> [Task to complete]: Pick out each line with the word "React" from the material that follows.

## START Entries shown

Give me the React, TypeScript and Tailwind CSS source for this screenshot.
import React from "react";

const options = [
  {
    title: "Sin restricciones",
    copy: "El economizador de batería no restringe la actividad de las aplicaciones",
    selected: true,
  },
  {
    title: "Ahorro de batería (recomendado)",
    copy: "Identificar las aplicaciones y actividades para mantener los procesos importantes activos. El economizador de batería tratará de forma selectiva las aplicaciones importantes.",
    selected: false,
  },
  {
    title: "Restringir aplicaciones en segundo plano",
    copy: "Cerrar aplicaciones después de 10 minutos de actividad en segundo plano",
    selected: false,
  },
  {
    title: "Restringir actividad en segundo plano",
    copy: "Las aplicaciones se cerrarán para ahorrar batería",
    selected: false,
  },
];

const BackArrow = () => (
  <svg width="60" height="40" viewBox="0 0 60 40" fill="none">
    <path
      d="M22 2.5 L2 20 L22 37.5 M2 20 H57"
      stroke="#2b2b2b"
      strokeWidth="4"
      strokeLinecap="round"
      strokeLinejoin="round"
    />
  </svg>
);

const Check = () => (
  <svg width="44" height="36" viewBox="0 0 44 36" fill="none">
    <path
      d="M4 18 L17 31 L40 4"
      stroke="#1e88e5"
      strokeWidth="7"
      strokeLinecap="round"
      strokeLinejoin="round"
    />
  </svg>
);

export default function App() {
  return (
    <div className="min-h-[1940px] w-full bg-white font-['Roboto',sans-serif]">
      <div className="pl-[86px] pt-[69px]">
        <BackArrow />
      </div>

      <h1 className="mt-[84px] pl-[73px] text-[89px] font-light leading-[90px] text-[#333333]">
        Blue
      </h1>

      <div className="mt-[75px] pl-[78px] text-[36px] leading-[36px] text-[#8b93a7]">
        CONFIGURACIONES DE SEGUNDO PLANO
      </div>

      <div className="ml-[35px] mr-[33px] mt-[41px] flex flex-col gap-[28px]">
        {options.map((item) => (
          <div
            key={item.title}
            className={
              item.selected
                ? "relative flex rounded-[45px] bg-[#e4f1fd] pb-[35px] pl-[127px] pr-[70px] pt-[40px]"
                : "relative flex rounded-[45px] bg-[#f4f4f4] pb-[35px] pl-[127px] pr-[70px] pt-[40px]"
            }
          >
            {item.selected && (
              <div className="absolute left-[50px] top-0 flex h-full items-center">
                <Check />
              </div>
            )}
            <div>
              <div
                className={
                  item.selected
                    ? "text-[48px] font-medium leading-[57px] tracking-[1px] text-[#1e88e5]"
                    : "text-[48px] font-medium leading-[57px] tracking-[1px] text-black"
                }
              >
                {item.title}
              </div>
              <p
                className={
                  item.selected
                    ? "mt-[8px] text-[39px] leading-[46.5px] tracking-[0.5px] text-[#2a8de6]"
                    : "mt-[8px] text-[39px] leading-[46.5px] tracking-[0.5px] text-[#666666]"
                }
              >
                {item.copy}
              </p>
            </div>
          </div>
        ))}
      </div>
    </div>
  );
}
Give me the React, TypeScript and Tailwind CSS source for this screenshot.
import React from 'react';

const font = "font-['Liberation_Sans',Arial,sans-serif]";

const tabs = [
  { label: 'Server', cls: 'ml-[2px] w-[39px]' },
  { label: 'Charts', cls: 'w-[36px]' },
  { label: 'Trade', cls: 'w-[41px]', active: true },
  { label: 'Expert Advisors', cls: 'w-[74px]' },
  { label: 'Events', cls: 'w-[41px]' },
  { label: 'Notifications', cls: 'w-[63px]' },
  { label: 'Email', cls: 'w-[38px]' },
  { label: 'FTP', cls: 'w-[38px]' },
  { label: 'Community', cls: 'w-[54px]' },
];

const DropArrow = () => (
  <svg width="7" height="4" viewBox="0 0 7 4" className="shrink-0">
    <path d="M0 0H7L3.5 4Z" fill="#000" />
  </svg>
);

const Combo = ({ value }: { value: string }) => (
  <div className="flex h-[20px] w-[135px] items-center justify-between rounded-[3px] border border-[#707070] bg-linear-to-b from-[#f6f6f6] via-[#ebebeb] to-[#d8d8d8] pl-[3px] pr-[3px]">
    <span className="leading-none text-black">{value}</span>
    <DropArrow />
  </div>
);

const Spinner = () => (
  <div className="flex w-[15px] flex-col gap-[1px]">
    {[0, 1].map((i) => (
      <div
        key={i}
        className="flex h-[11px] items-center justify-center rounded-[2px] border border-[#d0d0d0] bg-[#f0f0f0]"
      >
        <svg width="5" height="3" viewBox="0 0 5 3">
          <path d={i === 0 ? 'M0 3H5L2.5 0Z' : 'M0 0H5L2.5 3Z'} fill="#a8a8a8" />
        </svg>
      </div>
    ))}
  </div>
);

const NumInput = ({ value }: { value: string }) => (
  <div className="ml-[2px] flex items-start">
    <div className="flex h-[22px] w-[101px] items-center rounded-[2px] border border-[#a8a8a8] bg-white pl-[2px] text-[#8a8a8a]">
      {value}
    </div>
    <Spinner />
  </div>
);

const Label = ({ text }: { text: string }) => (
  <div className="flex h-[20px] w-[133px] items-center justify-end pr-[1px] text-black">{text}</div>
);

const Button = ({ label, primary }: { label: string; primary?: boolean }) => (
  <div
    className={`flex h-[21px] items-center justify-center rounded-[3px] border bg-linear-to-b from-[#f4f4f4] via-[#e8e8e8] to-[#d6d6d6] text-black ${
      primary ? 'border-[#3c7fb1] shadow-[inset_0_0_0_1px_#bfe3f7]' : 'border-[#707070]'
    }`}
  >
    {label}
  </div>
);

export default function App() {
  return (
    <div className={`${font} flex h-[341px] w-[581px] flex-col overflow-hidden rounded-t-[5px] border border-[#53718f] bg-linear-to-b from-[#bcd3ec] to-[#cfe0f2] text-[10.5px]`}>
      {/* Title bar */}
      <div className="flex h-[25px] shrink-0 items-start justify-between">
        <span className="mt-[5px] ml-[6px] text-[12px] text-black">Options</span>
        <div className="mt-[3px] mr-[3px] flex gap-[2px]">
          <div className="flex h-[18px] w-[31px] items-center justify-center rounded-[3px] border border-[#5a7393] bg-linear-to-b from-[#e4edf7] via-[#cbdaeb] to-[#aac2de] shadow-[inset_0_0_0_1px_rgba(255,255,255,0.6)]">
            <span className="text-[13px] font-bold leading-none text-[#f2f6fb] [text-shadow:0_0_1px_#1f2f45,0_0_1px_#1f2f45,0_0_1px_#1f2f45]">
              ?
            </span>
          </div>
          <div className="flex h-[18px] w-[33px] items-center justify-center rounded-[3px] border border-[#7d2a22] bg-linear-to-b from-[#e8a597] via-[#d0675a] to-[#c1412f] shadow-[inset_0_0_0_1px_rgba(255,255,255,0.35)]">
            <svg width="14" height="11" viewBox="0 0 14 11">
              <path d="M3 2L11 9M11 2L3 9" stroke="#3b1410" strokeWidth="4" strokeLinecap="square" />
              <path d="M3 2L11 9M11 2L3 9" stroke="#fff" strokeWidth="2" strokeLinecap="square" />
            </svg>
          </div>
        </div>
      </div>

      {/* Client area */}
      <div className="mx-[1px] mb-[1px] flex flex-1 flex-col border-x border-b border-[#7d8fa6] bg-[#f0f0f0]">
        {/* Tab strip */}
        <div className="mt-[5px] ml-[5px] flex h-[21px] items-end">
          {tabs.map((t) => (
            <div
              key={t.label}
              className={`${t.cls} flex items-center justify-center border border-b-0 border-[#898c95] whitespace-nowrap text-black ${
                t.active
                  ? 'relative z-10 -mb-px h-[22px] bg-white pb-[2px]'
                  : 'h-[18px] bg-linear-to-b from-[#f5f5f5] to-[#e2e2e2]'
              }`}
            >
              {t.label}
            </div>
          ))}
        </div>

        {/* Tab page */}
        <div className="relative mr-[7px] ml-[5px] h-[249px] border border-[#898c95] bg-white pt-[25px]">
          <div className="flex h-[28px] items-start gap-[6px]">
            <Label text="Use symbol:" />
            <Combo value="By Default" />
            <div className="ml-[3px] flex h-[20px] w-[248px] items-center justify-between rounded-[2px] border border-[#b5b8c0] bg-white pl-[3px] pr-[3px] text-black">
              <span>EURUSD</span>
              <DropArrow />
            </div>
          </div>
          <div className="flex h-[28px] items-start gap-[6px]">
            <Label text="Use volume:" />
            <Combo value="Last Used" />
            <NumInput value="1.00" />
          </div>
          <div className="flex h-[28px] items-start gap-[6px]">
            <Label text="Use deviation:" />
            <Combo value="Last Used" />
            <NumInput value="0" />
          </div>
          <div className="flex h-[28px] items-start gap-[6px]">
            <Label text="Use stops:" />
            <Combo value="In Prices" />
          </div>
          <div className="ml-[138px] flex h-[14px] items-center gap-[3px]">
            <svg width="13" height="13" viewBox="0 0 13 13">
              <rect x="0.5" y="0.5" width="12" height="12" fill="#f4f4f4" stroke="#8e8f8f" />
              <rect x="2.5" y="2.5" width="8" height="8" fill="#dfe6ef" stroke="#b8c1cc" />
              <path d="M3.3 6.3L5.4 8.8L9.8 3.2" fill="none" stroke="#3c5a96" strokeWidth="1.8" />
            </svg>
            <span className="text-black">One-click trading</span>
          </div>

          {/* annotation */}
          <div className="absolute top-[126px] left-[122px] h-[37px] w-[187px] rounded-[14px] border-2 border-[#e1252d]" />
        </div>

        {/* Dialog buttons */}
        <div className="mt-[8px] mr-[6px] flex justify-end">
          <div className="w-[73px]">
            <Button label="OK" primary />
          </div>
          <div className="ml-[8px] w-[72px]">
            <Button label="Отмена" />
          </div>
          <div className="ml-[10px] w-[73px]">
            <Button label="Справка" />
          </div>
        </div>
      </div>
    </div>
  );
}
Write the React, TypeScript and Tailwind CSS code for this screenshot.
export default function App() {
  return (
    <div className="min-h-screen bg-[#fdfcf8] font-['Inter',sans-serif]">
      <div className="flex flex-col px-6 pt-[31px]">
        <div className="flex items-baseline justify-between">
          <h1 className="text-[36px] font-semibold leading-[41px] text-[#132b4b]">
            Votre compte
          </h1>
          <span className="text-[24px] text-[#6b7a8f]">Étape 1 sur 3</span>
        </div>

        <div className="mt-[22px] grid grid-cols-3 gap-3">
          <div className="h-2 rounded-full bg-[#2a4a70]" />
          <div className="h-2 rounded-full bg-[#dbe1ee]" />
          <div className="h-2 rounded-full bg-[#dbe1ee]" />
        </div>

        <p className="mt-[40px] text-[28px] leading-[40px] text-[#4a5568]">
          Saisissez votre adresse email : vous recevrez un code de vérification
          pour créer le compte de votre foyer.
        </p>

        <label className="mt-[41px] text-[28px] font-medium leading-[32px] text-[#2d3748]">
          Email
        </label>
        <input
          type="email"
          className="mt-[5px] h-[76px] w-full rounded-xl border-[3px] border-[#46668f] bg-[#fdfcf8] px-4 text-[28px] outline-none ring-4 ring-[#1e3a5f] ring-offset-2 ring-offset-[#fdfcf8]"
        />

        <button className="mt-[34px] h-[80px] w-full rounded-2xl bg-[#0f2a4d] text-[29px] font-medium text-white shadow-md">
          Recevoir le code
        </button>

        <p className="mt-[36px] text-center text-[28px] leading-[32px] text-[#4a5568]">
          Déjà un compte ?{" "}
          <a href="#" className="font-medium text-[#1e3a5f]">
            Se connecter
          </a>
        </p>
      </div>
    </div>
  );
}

## END Entries shown

> [Complete output]:
Give me the React, TypeScript and Tailwind CSS source for this screenshot.
import React from "react";
Give me the React, TypeScript and Tailwind CSS source for this screenshot.
import React from 'react';
Write the React, TypeScript and Tailwind CSS code for this screenshot.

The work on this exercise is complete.